Here, the ironic message of his awareness is that he is going to keep his health problems. Furthermore, throughout the story the protagonist mentions that his best friend considers him a weak person. It is possible that he is feeling bad, because of that, and he has some type of complex by being refused every time: “To me Alos denied a warrior’s part, for I was feeble and given to strange fainting when subjected to stress and hardships”. (Lovecraft, 16) In this case, it can see that he is talking about himself, he feels that has a disadvantage. It can appreciate when he compares the Pole Star with an eye. Phonetically eye is very similar with the first person of the singular pronoun; I. This suggest that the Pole Star is himself. “ winking hideously like an insane watching eye which strives to convey some strange message”. (Lovecraft,16)

It can fathom that the protagonist has two problems of health in one case he suffers cataplexy when he is under strong situations, and the other one is his problems of self-steem. In addition, it is possible that he is medicating himself to heal his sickness, cataplexy, and that makes him to have weird visions and hallucinations. As far as style is concerned, H.P. Lovecraft also used a distinctive and serious tone, with numerous adjectives, some repetitive throughout the work. The writer himself affirmed that it was necessary to highlight the scenario and that this remained in the mind of the reader.

Another of its facets at the time of writing was the use of archaic English, however this type of words are suppressed in some of the modern English translations, through this resource Lovecraft intended that the stories should appear to be written by the protagonist.
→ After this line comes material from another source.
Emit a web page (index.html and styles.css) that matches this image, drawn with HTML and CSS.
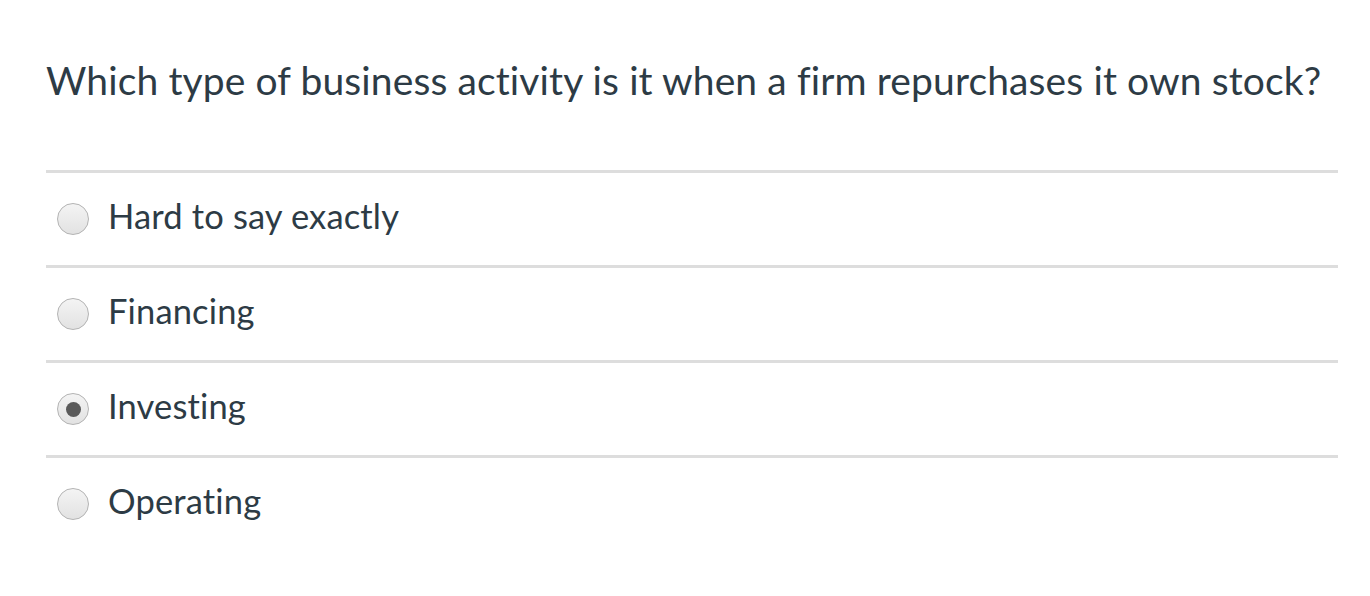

Some other resources widely used by him are the exaggerated or horrendous descriptions, which tried to give a more mystical touch to the characters.

Conclusion

As a point in common between Lovecraft and Poe, either in style of developing of the story or the use of gothic elements, there are some important similarities or parallelisms.

Firstly, it encounters an isolated protagonist from society, and in both cases, that situation induces them to have a strange behaviour and obsess about their manias.

Secondly, they both use the same word as the main mania of their heroes, eyes, phonetically eyes is very similar to the first person of the singular pronoun, I, therefore, it seems that they both are talking about themselves, respectively, in their novels.

Thirdly, they both use dramatic tension in the most crucial moments in the stories, especially when the climax of the final of the tale is stronger. This effects in the reader a feeling of ecstasy or epiphany that can be perceived (or not) by the protagonist as well.

After the study of both works, the figure of the awareness is indisputable paper in the development of both short stories and tries to show that both protagonists are managed by them, and finally it makes them more human.